I called my friend Amy and told her I feel trapped, and that I don’t think I can live my life if it’s just going to keep cycling back to having no options. And she was kind enough not to tell me why sex work is awesome, or to question my commitment to the movement, or to question whether I could really feel this bad about it. There is something really crazy-making about trying to pretend my feelings about sex work don’t matter, about continually tying the right of decriminalization to the obligation to be happy, when doing sex work makes me desperately unhappy.

…In The Promise of Happiness, Sara Ahmed traces the rise of happiness as a personal and cultural obligation. Happiness is “the good life,” and good people are the ones that make themselves and others happy.  But we live in a world in which some people’s “good life” is necessarily dependent on others’ exploitation. The obligation to be happy, for Ahmed, is the obligation to let that continue.
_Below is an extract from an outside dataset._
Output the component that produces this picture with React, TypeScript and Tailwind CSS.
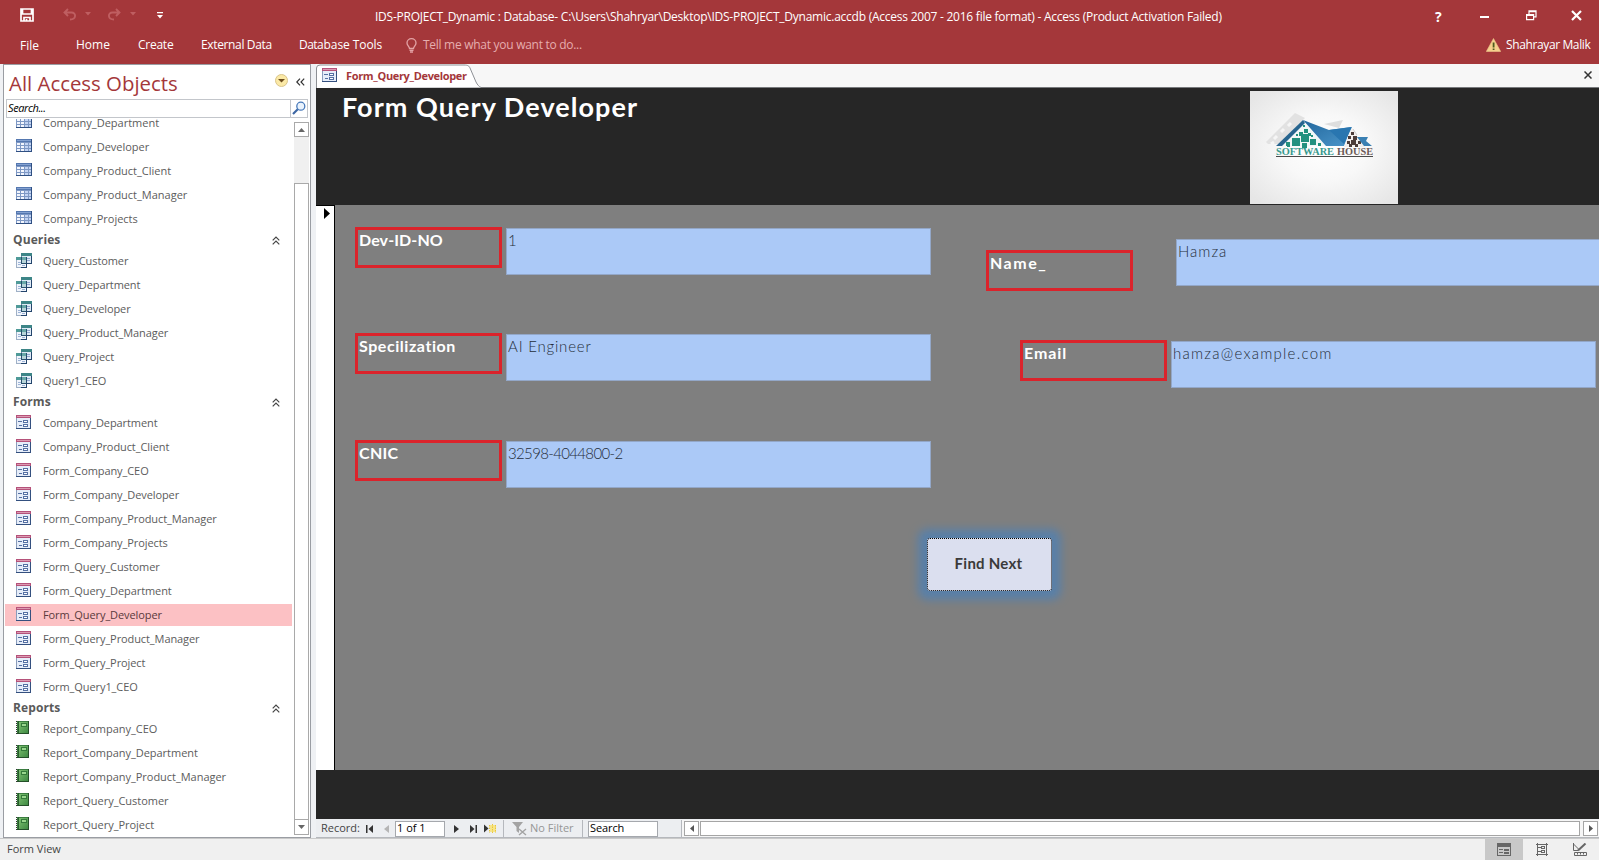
import React from "react";

type Kind = "table" | "query" | "form" | "report";

const ui = "font-['Segoe_UI','Open_Sans',sans-serif]";

function TableIcon() {
  return (
    <svg width="16" height="13" viewBox="0 0 16 13" shapeRendering="crispEdges" className="-mt-[3px]">
      <rect width="16" height="13" fill="#7e98c4" />
      <rect width="16" height="3" fill="#5578b0" />
      <rect x="1" y="1" width="14" height="1" fill="#86a3d2" />
      {[3, 6, 9].map((y) =>
        [1, 5, 9, 13].map((x) => (
          <rect key={`${x}-${y}`} x={x} y={y + 1} width={x === 13 ? 2 : 3} height="2" fill={x > 8 ? "#c3d4f3" : "#f3f6fd"} />
        ))
      )}
      <rect y="12" width="16" height="1" fill="#2f4f82" />
      <rect x="15" width="1" height="13" fill="#2f4f82" />
    </svg>
  );
}

function QueryIcon() {
  return (
    <svg width="16" height="15" viewBox="0 0 16 15" shapeRendering="crispEdges" className="-mt-px">
      <rect x="5" y="0" width="11" height="11" fill="#6f8bab" />
      <rect x="5" y="0" width="11" height="3" fill="#3d8587" />
      <rect x="6" y="3" width="9" height="7" fill="#dfeaf6" />
      <path d="M11 5.500h3M11 7.500h3" stroke="#8fa8cf" />
      <rect x="0" y="4" width="11" height="11" fill="#9fb0c6" />
      <rect x="0" y="4" width="11" height="3" fill="#4f9a98" />
      <rect x="1" y="7" width="9" height="7" fill="#f1f5fc" />
      <path d="M2 9.500h3M2 11.500h3M6 12.500h3" stroke="#9db4d8" />
      <path d="M5.500 4V10.500H10.500V4" stroke="#27506e" fill="#7fb5b8" fillOpacity=".5" />
      <path d="M10.500 7v7.500M5 14.500h6M15.500 3v8M11 10.500h5" stroke="#24456c" />
    </svg>
  );
}

function FormIcon() {
  return (
    <svg width="15" height="14" viewBox="0 0 15 14" shapeRendering="crispEdges" className="-mt-[3px]">
      <rect width="15" height="14" fill="#8a9cbb" />
      <rect width="15" height="3" fill="#b5527a" />
      <rect x="1" y="1" width="13" height="1" fill="#dc9ab2" />
      <rect x="1" y="3" width="13" height="10" fill="#e6edf9" />
      <path d="M2 6.500h4M3 10.500h3" stroke="#5570a3" />
      <path d="M7.500 5.500h4v2h-4zM7.500 9.500h4v2h-4z" stroke="#5570a3" fill="#fff" />
      <path d="M0 13.500h15M14.500 3v11" stroke="#34507f" />
    </svg>
  );
}

function ReportIcon() {
  return (
    <svg width="13" height="13" viewBox="0 0 13 13" shapeRendering="crispEdges" className="-mt-[3px]">
      <defs>
        <linearGradient id="cover" x1="0" y1="0" x2="1" y2="1">
          <stop offset="0" stopColor="#7cc06f" />
          <stop offset="1" stopColor="#3f8a43" />
        </linearGradient>
      </defs>
      <rect x="1" width="12" height="13" fill="#3b7d40" />
      <rect x="3" y="1" width="9" height="11" fill="url(#cover)" />
      <rect x="5" y="2" width="6" height="4" fill="#347a3a" />
      <rect x="6" y="3" width="4" height="2" fill="#9ad68e" />
      <path d="M2.500 0v13" stroke="#2a5c30" />
      <path d="M.5 0v13" stroke="#333" strokeDasharray="1 1" />
      <path d="M1 12.500h12M12.500 0v13" stroke="#244f29" />
    </svg>
  );
}

const icons: Record<Kind, () => React.ReactElement> = {
  table: TableIcon,
  query: QueryIcon,
  form: FormIcon,
  report: ReportIcon,
};

const tracking: Record<Kind, string> = {
  table: "tracking-[0px]",
  query: "tracking-[-0.09px]",
  form: "tracking-[-0.09px]",
  report: "tracking-[-0.03px]",
};

function Item({ kind, label, selected }: { kind: Kind; label: string; selected?: boolean }) {
  const Icon = icons[kind];
  return (
    <li className="flex h-6 items-center pr-[2px]">
      <div
        className={
          selected
            ? "flex h-[22px] w-full items-center bg-[#fcc1c4] pl-[11px] text-[#5a3a3c]"
            : "flex h-[22px] w-full items-center pl-[11px] text-[#5c5c5c]"
        }
      >
        <span className="w-[27px] shrink-0">
          <Icon />
        </span>
        <span className={`text-[11px] leading-[16px] ${tracking[kind]}`}>{label}</span>
      </div>
    </li>
  );
}

function Group({ title, kind, items, selected }: { title?: string; kind: Kind; items: string[]; selected?: string }) {
  return (
    <section>
      {title && (
        <h2 className="flex h-[18px] items-center justify-between pr-[14px] pl-2 text-[12px] font-bold tracking-[0.1px] text-[#5a5a5a]">
          {title}
          <svg width="8" height="9" viewBox="0 0 8 9" fill="none" stroke="#444" strokeWidth="1.200">
            <path d="M.7 4.300 4 1l3.300 3.300M.7 8.300 4 5l3.300 3.300" />
          </svg>
        </h2>
      )}
      <ul>
        {items.map((i) => (
          <Item key={i} kind={kind} label={i} selected={i === selected} />
        ))}
      </ul>
    </section>
  );
}

function TitleBar() {
  return (
    <header className="h-16 shrink-0 bg-[#a4373a] text-[12px] text-white">
      <div className="flex h-8 items-center">
        <div className="flex w-[375px] items-center pl-5">
          <svg width="14" height="14" viewBox="0 0 14 14" fill="none" stroke="#fff" strokeWidth="1.700" className="-mt-[2px]">
            <path d="M1 1h12v12H1zM2.500 1v5h9V1" />
            <path d="M4 13V9.500h6V13M6.500 11v2" />
          </svg>
          <svg width="14" height="13" viewBox="0 0 14 13" fill="none" stroke="#bf5e61" strokeWidth="1.900" className="-mt-1 ml-[29px]">
            <path d="M5 1 1.500 4.500 5 8M1.500 4.500h7c5 0 5 7-1.500 7" />
          </svg>
          <svg width="6" height="4" viewBox="0 0 6 4" fill="#bf5e61" className="-mt-1 ml-2"><path d="M0 0h6L3 3.500z" /></svg>
          <svg width="14" height="13" viewBox="0 0 14 13" fill="none" stroke="#bf5e61" strokeWidth="1.900" className="-mt-1 ml-4">
            <path d="M9 1l3.500 3.500L9 8M12.500 4.500h-7c-5 0-5 7 1.500 7" />
          </svg>
          <svg width="6" height="4" viewBox="0 0 6 4" fill="#bf5e61" className="-mt-1 ml-[9px]"><path d="M0 0h6L3 3.500z" /></svg>
          <svg width="6" height="7" viewBox="0 0 6 7" fill="#fff" className="-mt-[2px] ml-[21px]"><path d="M0 0h6v1.200H0zM0 3h6L3 6.500z" /></svg>
        </div>
        <h1 className="grow pt-[2px] text-[12px] tracking-[-0.242px] whitespace-nowrap">
          IDS-PROJECT_Dynamic : Database- C:\Users\Shahryar\Desktop\IDS-PROJECT_Dynamic.accdb (Access 2007 - 2016 file format) - Access (Product Activation Failed)
        </h1>
        <div className="flex w-[165px] shrink-0 items-center pl-[1px]">
          <b className="w-[10px] text-[14px]">?</b>
          <svg width="10" height="3" className="mt-[2px] ml-[35px]"><path d="M0 0h9v2H0z" fill="#fff" /></svg>
          <svg width="11" height="11" viewBox="0 0 11 11" fill="none" stroke="#fff" strokeWidth="1.200" className="-mt-[2px] ml-[36px]">
            <path d="M.6 4.600h7v5H.6zM.6 5.500h7M3 4V.8h7v6H8M3 1.600h7" />
          </svg>
          <svg width="11" height="11" viewBox="0 0 11 11" stroke="#fff" strokeWidth="2.200" className="-mt-[2px] ml-[34px]">
            <path d="M1 1l9 9M10 1l-9 9" />
          </svg>
        </div>
      </div>
      <nav className="flex h-[26px] items-center whitespace-nowrap">
        <span className="w-14 pt-[2px] pl-5">File</span>
        <span className="w-[62px] pl-5">Home</span>
        <span className="w-[63px] pl-5 tracking-[-0.25px]">Create</span>
        <span className="w-[98px] pl-5 tracking-[-0.36px]">External Data</span>
        <span className="w-[127px] pl-5 tracking-[-0.5px]"><span className="tracking-[-0.55px]">Dat</span><span className="tracking-[-0.09px]">abase Tools</span></span>
        <svg width="11" height="15" viewBox="0 0 11 15" fill="none" stroke="#e3a3a5" strokeWidth="1.300">
          <path d="M3.500 10.500C3.500 8.500 1 7.500 1 5a4.500 4.300 0 0 1 9 0c0 2.500-2.500 3.500-2.500 5.500zM3.500 12.300h4M4 14h3" />
        </svg>
        <span className="ml-[6px] grow tracking-[-0.28px] text-[#e6adaf]">Tell me what you want to do...</span>
        <svg width="15" height="14" viewBox="0 0 15 14" className="mr-[5px]">
          <path d="M7.500.5 14.700 13.500H.3z" fill="#f5d08c" stroke="#efc58a" strokeWidth=".6" />
          <path d="M6.700 4.500h1.800v5H6.700zM6.700 10.500h1.800v1.600H6.700z" fill="#4c5a1d" />
        </svg>
        <span className="w-[93px] tracking-[-0.38px]">Shahrayar Malik</span>
      </nav>
    </header>
  );
}

function NavPane() {
  return (
    <aside className="mr-[5px] ml-[3px] flex h-[774px] w-[308px] shrink-0 flex-col border border-[#9a9da3] bg-white">
      <div className="flex h-[34px] shrink-0 items-center pr-[5px] pl-[5px]">
        <span className="grow pt-[2px] text-[20.4px] leading-[28px] text-[#a4373a]">All Access Objects</span>
        <svg width="13" height="13" viewBox="0 0 13 13" className="-mt-[3px] mr-[8px]">
          <circle cx="6.500" cy="6.500" r="6" fill="#fbe9a6" stroke="#d9c48a" />
          <path d="M3 5h7L6.500 8.500z" fill="#6b4b1d" />
        </svg>
        <svg width="9" height="8" viewBox="0 0 9 8" fill="none" stroke="#333" strokeWidth="1.200" className="-mt-px">
          <path d="M4 .7.800 4 4 7.300M8.200.7 5 4l3.200 3.300" />
        </svg>
      </div>
      <div className="mx-[2px] flex h-[19px] shrink-0 items-center border border-[#c3c6cb]">
        <i className="grow pb-[2px] pl-px text-[11px] leading-4 tracking-[-0.4px] text-black">Search...</i>
        <span className="flex h-full w-[17px] items-center border-l border-[#c3c6cb] pl-[1px]">
          <svg width="14" height="14" viewBox="0 0 14 14" fill="none" className="-mt-[2px]">
            <path d="M1 13l5-5" stroke="#3c66a3" strokeWidth="2.200" />
            <circle cx="8.800" cy="5.200" r="4" fill="#eaf3fd" stroke="#4779ba" strokeWidth="1.300" />
          </svg>
        </span>
      </div>
      <div className="flex min-h-0 grow pt-px">
        <div className="h-full grow overflow-hidden pl-px">
          <div className="-mt-[8px]">
            <Group kind="table" items={["Company_Department", "Company_Developer", "Company_Product_Client", "Company_Product_Manager", "Company_Projects"]} />
            <Group title="Queries" kind="query" items={["Query_Customer", "Query_Department", "Query_Developer", "Query_Product_Manager", "Query_Project", "Query1_CEO"]} />
            <Group
              title="Forms"
              kind="form"
              selected="Form_Query_Developer"
              items={["Company_Department", "Company_Product_Client", "Form_Company_CEO", "Form_Company_Developer", "Form_Company_Product_Manager", "Form_Company_Projects", "Form_Query_Customer", "Form_Query_Department", "Form_Query_Developer", "Form_Query_Product_Manager", "Form_Query_Project", "Form_Query1_CEO"]}
            />
            <Group title="Reports" kind="report" items={["Report_Company_CEO", "Report_Company_Department", "Report_Company_Product_Manager", "Report_Query_Customer", "Report_Query_Project"]} />
          </div>
        </div>
        <div className="mt-[3px] mr-px mb-[2px] flex w-[15px] shrink-0 flex-col bg-[#f0f0f0]">
          <span className="flex h-[15px] shrink-0 items-center justify-center border border-[#a9a9a9] bg-white">
            <svg width="7" height="4"><path d="M0 4h7L3.500 0z" fill="#666" /></svg>
          </span>
          <span className="mt-[46px] grow border border-[#a9a9a9] bg-white" />
          <span className="-mt-px flex h-4 shrink-0 items-center justify-center border border-[#a9a9a9] bg-white">
            <svg width="7" height="4"><path d="M0 0h7L3.500 4z" fill="#666" /></svg>
          </span>
        </div>
      </div>
    </aside>
  );
}

function Logo() {
  const tiles = [
    [54, 38, 4], [49, 41, 4], [58, 42, 3], [51, 43, 8], [42, 47, 8], [52, 52, 5], [60, 48, 6], [36, 51, 4], [37, 53, 3], [61, 44, 2], [53, 34, 2], [68, 52, 3], [46, 43, 2],
  ];
  const dark = [[101, 41, 3], [98, 45, 3], [103, 45, 4], [97, 50, 3], [101, 49, 5], [108, 50, 3], [99, 53, 3], [105, 53, 3]];
  return (
    <svg width="148" height="113" viewBox="0 0 148 113">
      <defs>
        <radialGradient id="paper" cx="50%" cy="50%" r="65%">
          <stop offset="0" stopColor="#fff" />
          <stop offset=".45" stopColor="#f8f8f8" />
          <stop offset="1" stopColor="#e6e6e6" />
        </radialGradient>
        <linearGradient id="roof" x1="0" y1="0" x2="1" y2="1">
          <stop offset="0" stopColor="#22679d" />
          <stop offset="1" stopColor="#4b96ca" />
        </linearGradient>
      </defs>
      <rect width="148" height="113" fill="url(#paper)" />
      <path d="M16 51 45 22l10 5-26 26H18z" fill="#e2e2e2" />
      <path d="M74 33l19-4-4 8z" fill="#dedede" />
      <path d="M24 48l3-3M31 41l3-3M38 35l3-3M21 53l3-2" stroke="#f6f6f6" strokeWidth="3" />
      <path d="M53 31 77 55H30z" fill="#f2f8f7" />
      {tiles.map(([x, y, s]) => <rect key={`${x}-${y}`} x={x} y={y} width={s} height={s} fill="#23917f" />)}
      <path d="M53 29l2 3-23 23h-6z" fill="#27658f" />
      <path d="M53 29l26 10 22-3-7 19H76z" fill="url(#roof)" />
      <path d="M79 39l23-3-8 17z" fill="#2976b0" />
      <path d="M102 37 115 56H94z" fill="#f3efed" />
      {dark.map(([x, y, s]) => <rect key={`${x}-${y}`} x={x} y={y} width={s} height={s} fill="#4d3d3a" />)}
      <path d="M107 46h11l-2 4 6 5h-8z" fill="#3a80b3" />
      <path d="M103 38l4 6" stroke="#cfcfcf" />
      <text x="26" y="64" textLength="58" lengthAdjust="spacingAndGlyphs" fontSize="10.500" fontFamily="Liberation Serif, serif" fontWeight="700" fill="#379a8e">SOFTWARE</text>
      <text x="87" y="64" textLength="36" lengthAdjust="spacingAndGlyphs" fontSize="10.500" fontFamily="Liberation Serif, serif" fontWeight="700" fill="#6b5a57">HOUSE</text>
      <path d="M26 65.500h97" stroke="#4a4a4a" />
    </svg>
  );
}

function Label({ children, className }: { children: string; className?: string }) {
  return (
    <div className={`h-[41px] w-[147px] shrink-0 border-[3px] border-[#db232b] pl-px text-[16px] leading-[20px] font-bold text-white ${className ?? ""}`}>
      {children}
    </div>
  );
}

function Field({ children, className }: { children: string; className?: string }) {
  return (
    <div className={`h-[47px] w-[425px] shrink-0 border border-[#93a7c8] bg-[#abc9f7] pl-px text-[15px] leading-[22px] font-light text-[#262f3a] ${className ?? ""}`}>
      {children}
    </div>
  );
}

function FormCanvas() {
  return (
    <div className="flex h-[565px] shrink-0 bg-[#7f7f7f] font-['Century_Gothic',Lato,sans-serif]">
      <div className="w-[19px] shrink-0 border-t border-r border-black bg-white pt-[2px] pl-[8px]">
        <svg width="6" height="11"><path d="M0 0 6 5.500 0 11z" fill="#000" /></svg>
      </div>
      <div className="grow overflow-hidden">
        <div className="flex">
          <div className="w-[596px] shrink-0 pt-[22px] pl-5">
            <div className="flex h-[106px] gap-1"><Label className="tracking-[0.1px]">Dev-ID-NO</Label><div className="pt-px"><Field>1</Field></div></div>
            <div className="flex h-[107px] gap-1"><Label className="tracking-[0.55px]">Specilization</Label><div className="pt-px"><Field className="tracking-[0.8px]">AI Engineer</Field></div></div>
            <div className="flex gap-1"><Label className="tracking-[0.3px]">CNIC</Label><div className="pt-px"><Field className="tracking-[-0.65px]">32598-4044800-2</Field></div></div>
          </div>
          <div className="shrink-0">
            <div className="flex h-[135px] gap-[43px] pt-[34px] pl-[55px]">
              <div className="pt-[11px]"><Label className="tracking-[1.5px]">Name_</Label></div>
              <Field className="tracking-[1px]">Hamza</Field>
            </div>
            <div className="flex gap-1 pl-[89px]"><Label className="tracking-[0.9px]">Email</Label><div className="pt-px"><Field className="tracking-[1.25px]">hamza@example.com</Field></div></div>
          </div>
        </div>
        <button className="mt-[50px] ml-[592px] block h-[53px] w-[125px] rounded-[3px] border border-dotted border-black bg-[#dbdfef] pr-[2px] pb-[2px] text-[15px] font-bold tracking-[0.25px] text-[#3a3a3a] shadow-[0_0_8px_9px_#5a80a8]">
          Find Next
        </button>
      </div>
    </div>
  );
}

function RecordBar() {
  return (
    <div className="flex h-[19px] shrink-0 items-center border-b border-[#b5b8bd] bg-[#eceef1] pt-px text-[11px] whitespace-nowrap text-[#444]">
      <span className="w-[50px] pl-[5px]">Record:</span>
      <svg width="7" height="8" fill="#333"><path d="M0 0h1.500v8H0zM7 0v8L2.500 4z" /></svg>
      <svg width="5" height="8" fill="#b5b5b5" className="ml-[11px]"><path d="M5 0v8L0 4z" /></svg>
      <span className="ml-[6px] flex h-4 w-[50px] items-center border border-[#a5a8ad] bg-white pl-px text-black">1 of 1</span>
      <svg width="5" height="8" fill="#333" className="ml-[9px]"><path d="M0 0v8l5-4z" /></svg>
      <svg width="7" height="8" fill="#333" className="ml-[11px]"><path d="M0 0v8l4.500-4zM5.500 0H7v8H5.500z" /></svg>
      <svg width="13" height="9" className="ml-[7px]">
        <path d="M0 .5v8l4.500-4z" fill="#333" />
        <rect x="6" y="1" width="6" height="7" fill="#f7e58a" />
        <path d="M5.500 1v8M8.500 0v9M11.500 1v8" stroke="#e8c63a" strokeDasharray="1.500 1" />
      </svg>
      <span className="ml-[6px] h-full w-px bg-[#b5b8bd]" />
      <svg width="15" height="15" viewBox="0 0 15 15" className="ml-[8px]">
        <path d="M0 1h11L7 6v6L4.500 10V6z" fill="#a3a3a3" />
        <path d="M7 8l7 6M14 8l-7 6" stroke="#a3a3a3" strokeWidth="1.400" />
      </svg>
      <span className="ml-[3px] w-[52px] text-[#969696]">No Filter</span>
      <span className="h-full w-px bg-[#b5b8bd]" />
      <span className="ml-[5px] flex h-4 w-[70px] items-center border border-[#a5a8ad] bg-white pl-px tracking-[-0.1px] text-black">Search</span>
      <span className="ml-[23px] flex h-full grow items-center border-l border-[#b5b8bd] bg-[#f6f6f6] pl-[2px]">
        <span className="flex h-[15px] w-[15px] items-center justify-center border border-[#a5a5a5] bg-white">
          <svg width="4" height="7" fill="#555"><path d="M4 0v7L0 3.500z" /></svg>
        </span>
        <span className="ml-px h-[15px] w-[880px] border border-[#a5a5a5] bg-white" />
        <span className="ml-[3px] flex h-[15px] w-[15px] items-center justify-center border border-[#a5a5a5] bg-white">
          <svg width="4" height="7" fill="#555"><path d="M0 0v7l4-3.500z" /></svg>
        </span>
      </span>
    </div>
  );
}

function StatusBar() {
  return (
    <footer className="flex h-[22px] shrink-0 items-center border-t border-[#c9c9c9] bg-[#f0f0f0] text-[11px] text-[#444]">
      <span className="grow pl-[7px]">Form View</span>
      <span className="flex h-full w-[38px] items-center justify-center bg-[#c8c8c8]">
        <svg width="14" height="13" viewBox="0 0 14 13" shapeRendering="crispEdges">
          <path d="M.5.5h13v12H.5z" fill="none" stroke="#666" />
          <path d="M0 0h14v4H0zM2 6h4v1H2zM7 6h5v2H7zM2 9h4v1H2zM7 9h5v2H7z" fill="#666" />
        </svg>
      </span>
      <svg width="12" height="13" viewBox="0 0 12 13" fill="none" stroke="#666" shapeRendering="crispEdges" className="ml-[13px]">
        <path d="M0 1.500h12M0 11.500h12M1.500 0v13M10.500 0v13M2 4.500h3M5.500 3.500h3v2h-3zM2 8.500h3M5.500 7.500h3v2h-3z" />
      </svg>
      <svg width="14" height="13" viewBox="0 0 14 13" fill="none" stroke="#666" className="mr-3 ml-[25px]">
        <path d="M.5 0v7.500H5M.5 1l5 5" />
        <path d="M5 7.500 12.500.500" strokeWidth="2" />
        <path d="M1.500 9.500h12v3h-12zM4.500 10v1.500M7.500 10v1.500M10.500 10v1.500" />
      </svg>
    </footer>
  );
}

export default function App() {
  return (
    <div className={`flex h-[860px] w-[1599px] flex-col overflow-hidden bg-[#eff1f4] ${ui}`}>
      <TitleBar />
      <div className="flex h-[774px] shrink-0">
        <NavPane />
        <main className="flex min-w-0 grow flex-col">
          <div className="flex h-6 shrink-0 items-center border-b border-[#77797c] bg-[#f7f7f7]">
            <div className="relative flex h-full w-[166px] items-center">
              <svg width="166" height="24" viewBox="0 0 166 24" className="absolute top-0 left-0">
                <path d="M.5 24V4Q.5 1 4 1h144c4 0 5 1 6 3l6 14c1.500 3 3 4.500 5 5.500" fill="#fff" stroke="#8d9095" />
              </svg>
              <span className="relative flex items-center pt-px pl-[6px]">
                <FormIcon />
                <b className="ml-[9px] text-[11px] tracking-[-0.34px] text-[#a4373a]">Form_Query_Developer</b>
              </span>
            </div>
            <svg width="8" height="8" viewBox="0 0 8 8" stroke="#333" strokeWidth="1.500" className="-mt-px mr-[7px] ml-auto">
              <path d="M.5.5l7 7M7.500.5l-7 7" />
            </svg>
          </div>
          <div className="flex h-[117px] shrink-0 items-start justify-between bg-[#262626] pr-[201px] pl-[26px]">
            <h2 className="pt-[2px] font-['Century_Gothic',Lato,sans-serif] text-[27px] leading-[34px] font-bold tracking-[1.05px] text-white">Form Query Developer</h2>
            <div className="pt-[3px]"><Logo /></div>
          </div>
          <FormCanvas />
          <div className="h-[49px] shrink-0 bg-[#262626]" />
          <RecordBar />
        </main>
      </div>
      <StatusBar />
    </div>
  );
}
The history of unhappiness  in the 20th century – as it has been told and recorded, in literature, memoirs and other archives – has been the history of resistance.

I’m not sure precisely what a sex positive feminist theory of prostitution that embraces unhappiness looks like, or could look like. But I’m tired of only ever seeing my feelings about sex work represented in abolitionist writing that doesn’t reflect my politics (or my basic need for survival, thanks bitches).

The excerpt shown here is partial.